Mix contrasting foliage together. For example, a tall, structural Sansevieria contrasts well with the bold round leaves of a Calathea, which then sets the backdrop for the delicate, airy Maidenhair fern. Grouping plants in odd numbers always looks pleasing to the eye.
Have at least one large statement plant, this helps to set the style and mood of the room. Large grade specimens often have enough presence to comfortably stand alone.
Just because you have a small space doesn’t mean you have to use small plants. Often one or two large specimens can really enhance a small space and make it seem larger, rather than cluttering it with lots of little plants in pots.
Bamboo palms (Chamaedorea seifrizii) provide this effect. They not only elicit a lush tropical feel, but have height without much width, which makes them an excellent choice for smaller spaces. Shelves and the tops of bookcases also make great spots for plants. A group of hanging plants can really enhance a small room while still leaving plenty of floor space.
Think about the room that the pot and plant will be going in and choose a pot that will complement the style and decor of that room. When grouping indoor plants together combine different styles and textures. For example, baskets and woven pots mixed with ceramic can look interesting and stylish.
Cover pots are an economical way of adding your style and personality to a space. Don’t be afraid to experiment with cover pots in different colours, textures and styles. A cover pot should complement the plant going inside it. There are plenty of attractive options available. Re-purposed vintage baskets, ketes and ceramic pieces can make really interesting cover pots.

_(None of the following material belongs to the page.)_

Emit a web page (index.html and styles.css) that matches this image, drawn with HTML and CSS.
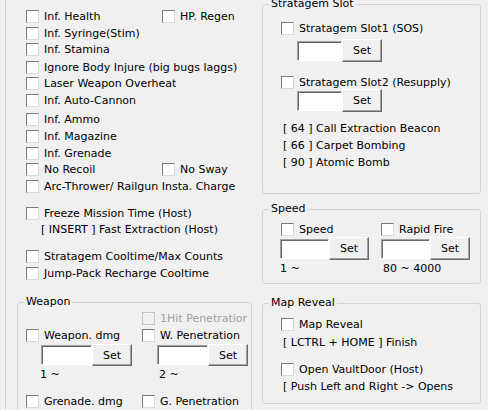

You can’t go past the classic Poinsettia in a beautiful cover pot. For something a little different try the beautifully coloured Aglaonemas, Begonia rex varieties and stunning Phalaenopsis orchids.
There are several indoor plants that are really well adapted to low light conditions. Some easy-care favourites are Sansevieria (mother-in-law’s tongue), Zanzibar Gem, Rhipsalis, Dracaena ‘Janet Craig’, Spider plant, Ferns and Aspidistra.
It is worth investing in a mature indoor plant for immediate impact and drama. Placing your specimen in a beautiful large pot will adds extra ambience. These pots don’t necessarily have to be indoor pots. There are some beautiful outdoor pots that can look stunning in an indoor space.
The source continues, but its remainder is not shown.